Viaje a Irak
Capote papal al Islam de la paz
En su segunda jornada en Irak, el Papa Francisco se encuentra con el Gran Ayatolá Alí Al-Sitani y se vuelca en fortalecer lazos con los líderes musulmanes moderados
La segunda jornada de la visita papal a Irak tuvo un denominador común: el diálogo entre las grandes religiones monoteístas del planeta, herederas las tres del patriarca Abrahán nacido en estas tierras hace veinticinco siglos. Eso sí, buscando ejercer literalmente de Pontífice, esto es, de puente con la rama más moderada del Islam. A primera hora de la mañana, Francisco se trasladó en avión desde Bagdad a la ciudad de Nayaf, distante 150 kilómetros de la capital y que es el centro religioso de los chiitas iraquíes, que hoy representan al 65% de la población. Cuenta con una imponente mezquita con cúpula dorada que después de la Meca y Medina es el tercer lugar santo para todos los musulmanes. Cada año, al menos antes de la pandemia, la visitan millones de peregrinos. Otra «atracción» de la ciudad es su gigantesco cementerio Wadi al- Salam, el más grande del mundo, según fuentes oficiales porque allí se hacen sepultar centenares de miles de musulmanes porque, según la tradición, eso les garantiza el ingreso en el paraíso. También los cristianos pueden ser enterrados en este recinto.

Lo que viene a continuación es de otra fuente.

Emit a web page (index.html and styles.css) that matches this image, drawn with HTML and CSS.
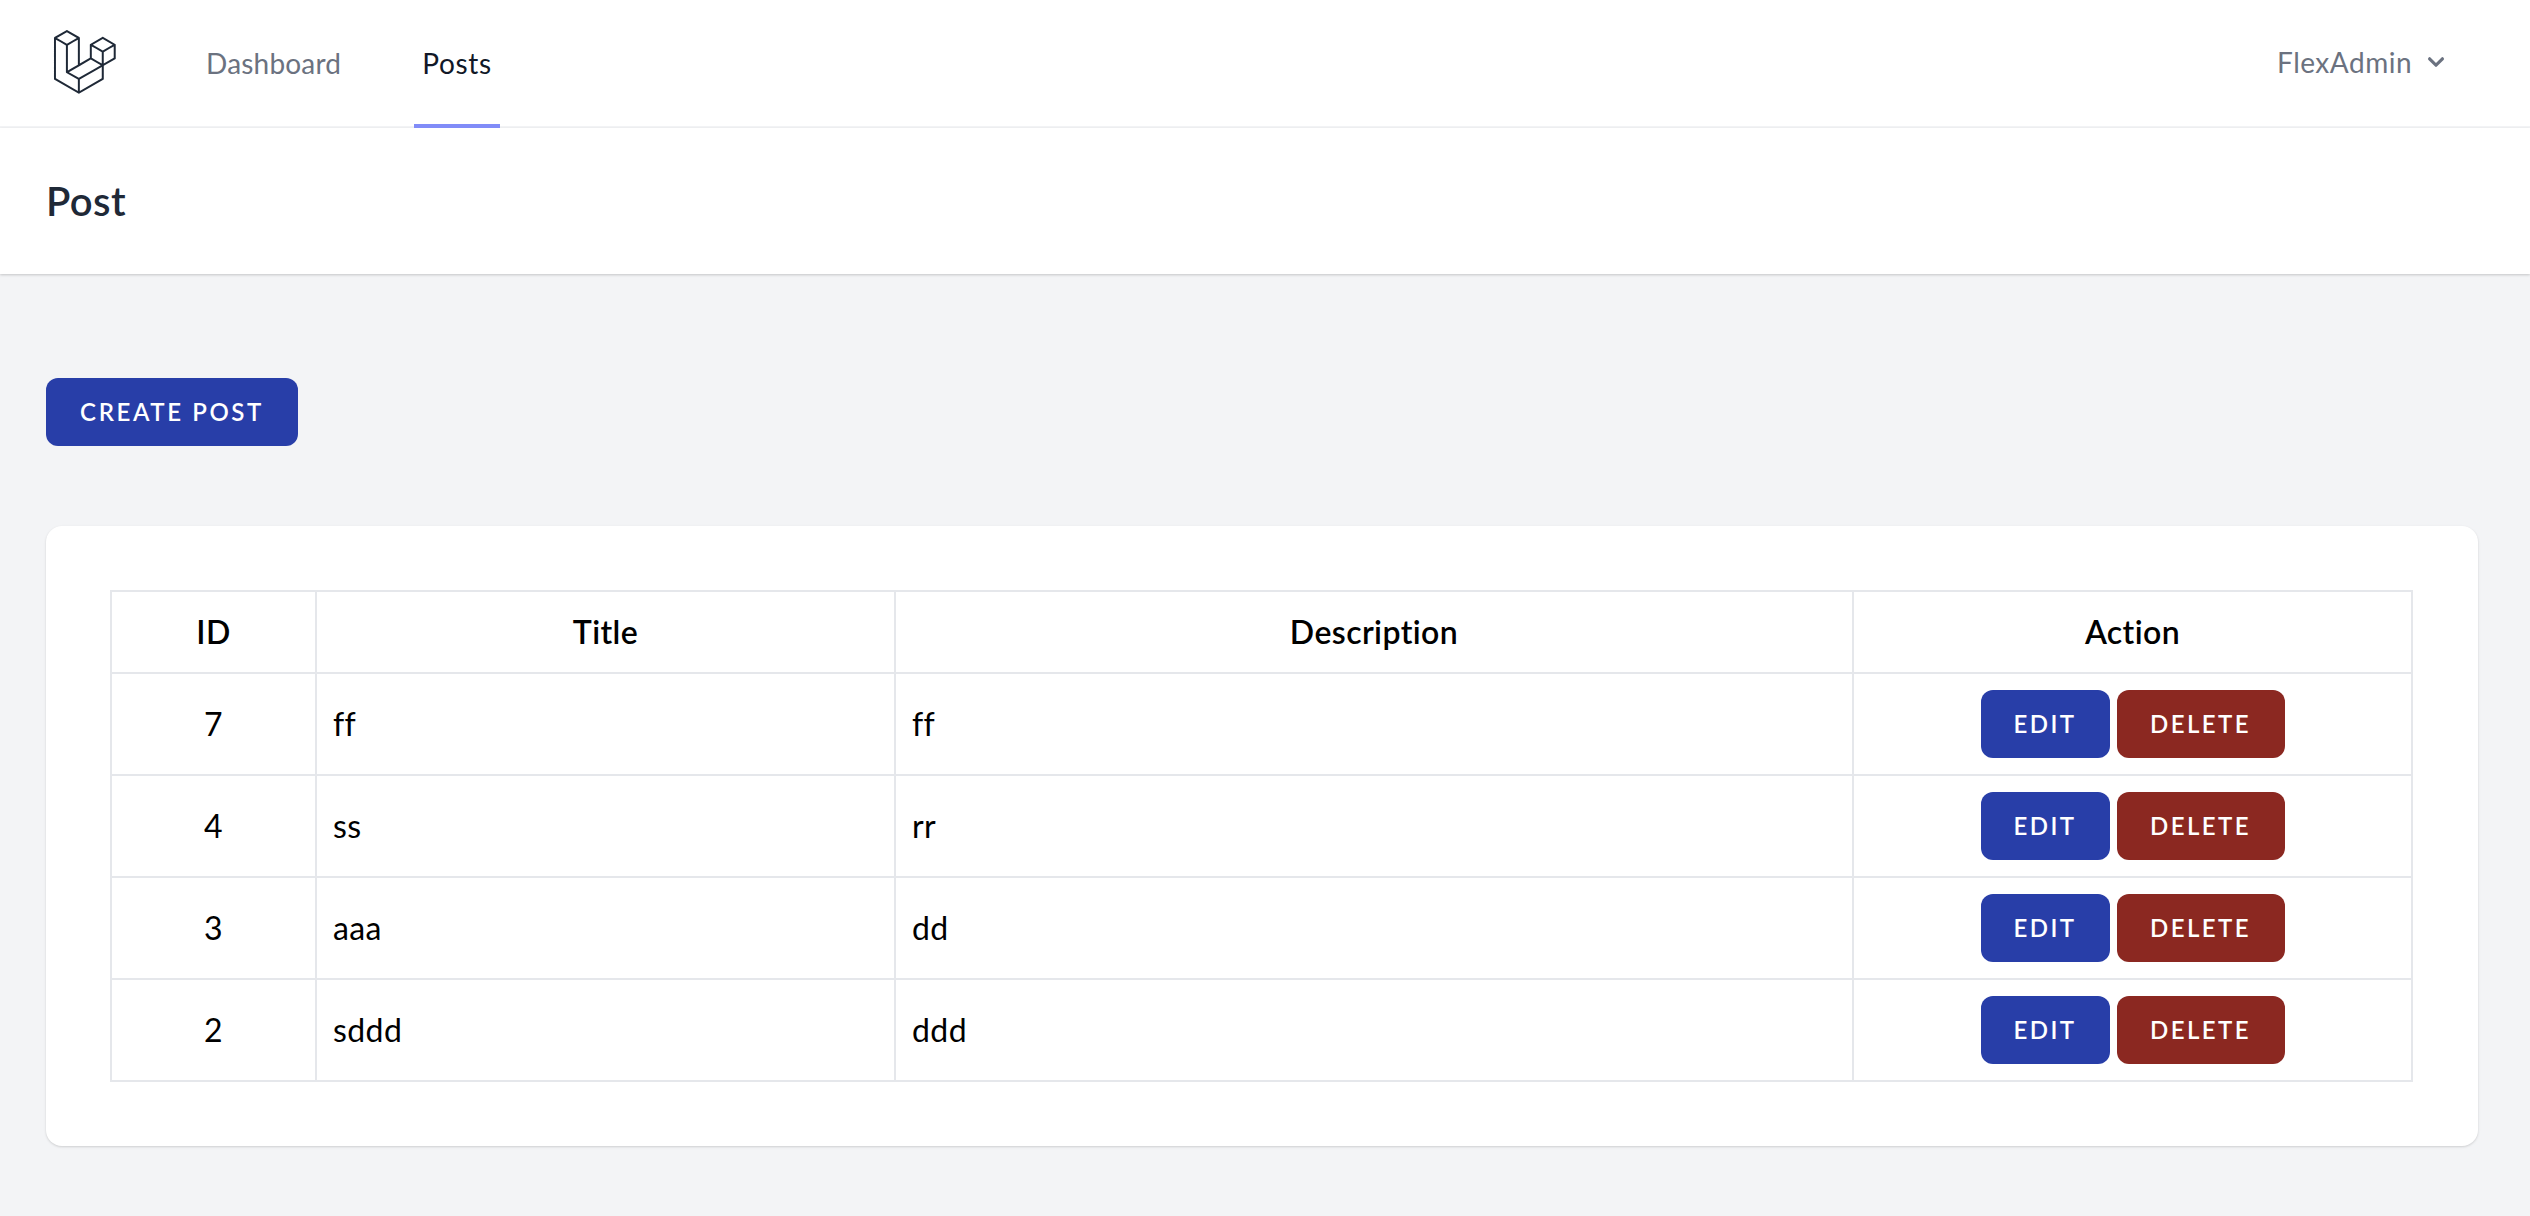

En Nayaf reside también el gran ayatolá Alí Al-Sistani, a quien Francisco visitó en su casa, en un casco histórico que le obligó a Francisco a callejear caminando. No resulta fácil comprender la influencia religioso y sociopolítica de este anciano de noventa años y muy venerable aspecto. Es de un talante reformador, en tanto que predica la abstención de las autoridades religiosas en la gestión política directa reservada a los laicos. Eso le distingue radicalmente de sus hermanos iraníes y le ha llevado a ser reconocido y respetado por diferentes corrientes y coaliciones políticas. El encuentro entre Francisco y Al-Sistani. había sido definido como una «visita de cortesía». Sin embargo, duró algo más de 45 minutos, lo cual permite imaginar que han abordado muchos de los problemas de común interés. Más allá de las notas oficiales, no sellaron declaración alguna ni firmado ningún documento porque no estaba previsto, como confirmó el cardenal español Miguel Ángel Ayuso, sombra del Papa en este viaje por ser el máximo responsable vaticano del diálogo con las diferentes confesiones y hacedo’ de esta cita como lo fue en su día del Documento sobre la Fraternidad firmado en Abu Dabi por el Papa y el Gran Ayatolá de la Universidad Al- Azhar del Cairo.
Después de este encuentro, el Papa se desplazó hasta Ur de Caldea. El escenario en este enclave era tan extraordinario que el encuentro interreligioso que presidió, adquirió una dimensión histórica. La mítica llanura hoy se llama Tell al- Muqayyar, que significa «colina de la paz». En ella hace veinticinco siglos un hombre llamado Abrahán sintió la llamada de Dios que le pedía abandonar su patria y su casa, y emprender un viaje que iba a cambiar la historia de la humanidad. De su estirpe «más numerosa que las estrellas del cielo y las arenas de las playas» nacieron el judaísmo, el cristianismo y la religión musulmana.
Por eso, en el origen de su deseo de visitar Irak estaba la voluntad del Papa de llegar hasta Ur. Algo que ya quiso realizar san Juan Pablo II en diciembre de 1999 en vísperas del Gran Jubileo y que los prejuicios políticos de americanos e iraquíes –Bush y Sadam Hussein por poner nombres concretos– se lo impidieron.
A las once de la mañana –nueve en España– se habían reunido a 200 metros del majestuoso zigurat erigido en el segundo siglo antes de Cristo a Nannar, dios sumerio de la luna representantes de las religiones existentes en este país. La variedad de los atuendos era digna de verse. El Papa fue acogido con aplausos y después de un impresionante canto de varios pasajes del Corán presentaron su testimonio dos muchachos, un musulmán y un cristiano, una mujer de la religión sabea mandea y un anciano seguidor de Mahoma. Todos pidieron a Bergoglio que rezara por la paz en Irak y que «por fin la convivencia entre todos llegue a realizarse».
Consciente de donde hablaba, Francisco puso un énfasis muy especial en su discurso del que todo sería destacable pero del que entresacamos estas afirmaciones: «La peor blasfemia es profanar el nombre de Dios odiando a los hermanos. Hostilidad, extremismo y violencia no nacen de un alma religiosa, son traiciones a la religión y los creyentes no podemos callar cuando el terrorismo abusa de la religión». También lamentó que el terrorismo de los últimos años hubiese «destruido brutalmente parte de vuestro maravilloso patrimonio religioso».